Indonesia had relatively free parliamentary elections in 1955; it wasn’t until 1999, with Suharto gone, that the country again saw anything comparable. The judiciary was thoroughly politicized under Suharto, its professionalism severely undercut by its blatantly subservient role. Although there was some slow opening toward the end, genuinely independent civil society groups were not tolerated for most of Suharto’s rule; fear of surveillance haunted the press, the campus, and the public square.
The one institution that unambiguously flourished under Suharto was the military, with its political and economic prominence and an organizational structure paralleling the civilian bureaucracy down to the village level. While the military’s political influence is slowly receding today, it remains economically and socially entrenched. Again, Indonesia is grappling with the consequences today, with the fight still on to end the military’s formal and informal economic role and establish genuine civilian supremacy.
Since Suharto was forced from power by street protests in 1998, there has been significant progress in some of these areas: political parties and the press have blossomed, and society is far more vibrant than it was before. One notable area of failure, however, continues to be the independence and vigor of the prosecutorial and judicial systems.
The legal system today would be far stronger if it addressed the institutionalized violence that Suharto made central to government. Together with the security forces and intelligence apparatus, the leadership of which he carefully groomed and then rotated out at strategic moments, he simply crushed political opponents.

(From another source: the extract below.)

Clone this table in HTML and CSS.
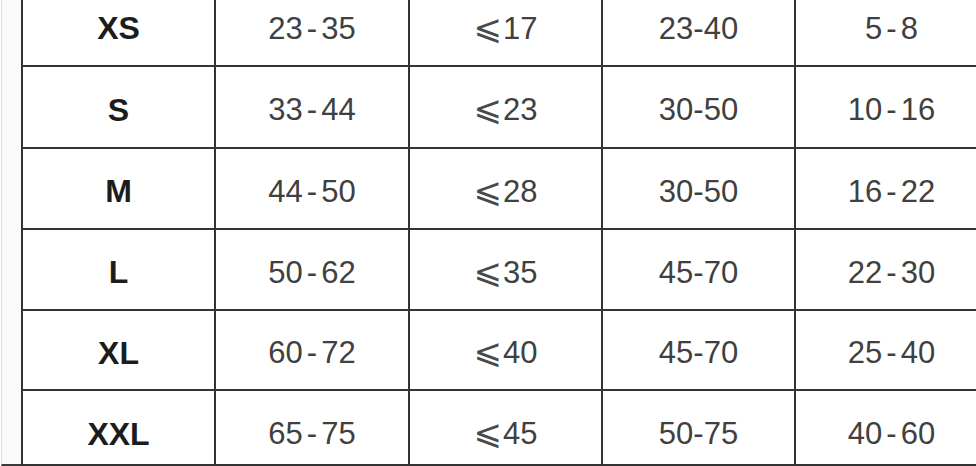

Suharto’s “New Order” government turned violence on and off like a spigot, using it to snuff out or discredit popular opposition and public trends he and other officials didn’t like. These included, to take some of the better known examples: demands for far-reaching political reform in the early 1970s, advocacy of independence in East Timor following the Portuguese withdrawal in 1975, the rising assertiveness of criminal elements (“preman”) in Central Java in the early 1980s, calls for cultural autonomy in Papua (Irian Jaya) in the mid-1980s, and rising political dissatisfaction in Aceh in the 1990s. Suharto’s world was one of constant perceived threats that required a heavy-handed response. Often, as in Papua, Aceh, and East Timor, the heavy-handedness contributed to resentments that fueled decades-long rebellions.
But Suharto didn’t kill and repress all by himself. Many who aided him remain in power or have continuing influence today. Even though Suharto is gone, there is a need to put surviving collaborators on trial and let them explain their deeds—and Suharto’s role. Accountability through professional and independent investigations into Suharto-era abuses would not only provide justice for victims, it would be the best shot in the arm for institutions such as the courts that still have a long way to go to fulfill their roles in society. Demonstrating to the public that police, prosecutors, and judges are able to hew to principle even in the face of the continued influence of some Suharto-era military officials and a public understandably focused on economic survival would mark profound progress in Indonesia. To date, there has been almost no progress whatsoever on key cases.
Justice, accountability, and an end to impunity are not just about the past. The clearest indication of the continued hold of Suharto-era thinking and patterns is the still unresolved murder of Munir, Indonesia’s most prominent human rights activist and a savvy political analyst. Munir was crudely assassinated with a massive dose of arsenic while en route from Jakarta for studies in Holland in 2004, seven years after Suharto was forced out. From early on in the investigation, there has been substantial evidence the killing was part of a larger conspiracy involving the National Intelligence Agency but investigators have dragged their feet.
In a positive development, in late January 2008, the Supreme Court sentenced Pollycarpus Budihari Priyanto, an off-duty Garuda Airlines co-pilot with links to the agency, to a 20-year jail term. Pollycarpus was found to have delivered Munir a poisoned drink while in a Singapore airport transit lounge. But while there is growing evidence that the plan to kill Munir may have been launched at high levels within the agency months before the actual killing, investigators still have not named a single intelligence agency employee as a suspect.
This is sobering. Munir was a hero of the movement that ousted Suharto. His work in 1998 on behalf of “disappeared” student activists whose protests had become a lightning rod for demands for change made him one of the main faces of opposition in the months before and after Suharto’s ouster on May 21, 1998. From that time until his death, Munir was a public figure, internationally acclaimed and nationally recognized for his courage and willingness to stand up to the military and intelligence establishment.
Similarly striking is the lack of prosecutions of security forces for ongoing violations in Papua. Despite dozens of official statements of commitment to taking a new approach in Papua, and positive developments on several fronts, justice has noticeably lagged—to the point where one wonders if it is even part of the equation. Recent Human Rights Watch investigations suggest that special police units, taking over many tasks previously performed by the military, continue to engage in abuses in remote highland regions, but enjoy the same impunity enjoyed by the military under Suharto. The dynamic that poisoned the political climate in Papua under Suharto has not changed in this important respect.Beyond the Munir case and conditions in Papua today are the literally hundreds of thousands of other victims of Suharto-era violence. Still unaddressed are the mass killings of 1965-66, security force impunity for endemic violations in counterinsurgency operations in Aceh and East Timor, past crimes in Papua, killings in Lampung, Tanjung Priok, and other prominent cases.
This too is Suharto’s legacy. The fact that Suharto is now gone should be a spur to delve more deeply into such cases rather than to bury and forget them. Doing so would serve victims of past abuse but also send a signal that the rule of law matters, prosecutors will not let cases languish, and the judiciary has found its feet—in sum, that Indonesia’s fledgling democracy is building a foundation that will last.
Joseph Saunders is Human Rights Watch’s deputy program director. He has lived and worked in Indonesia.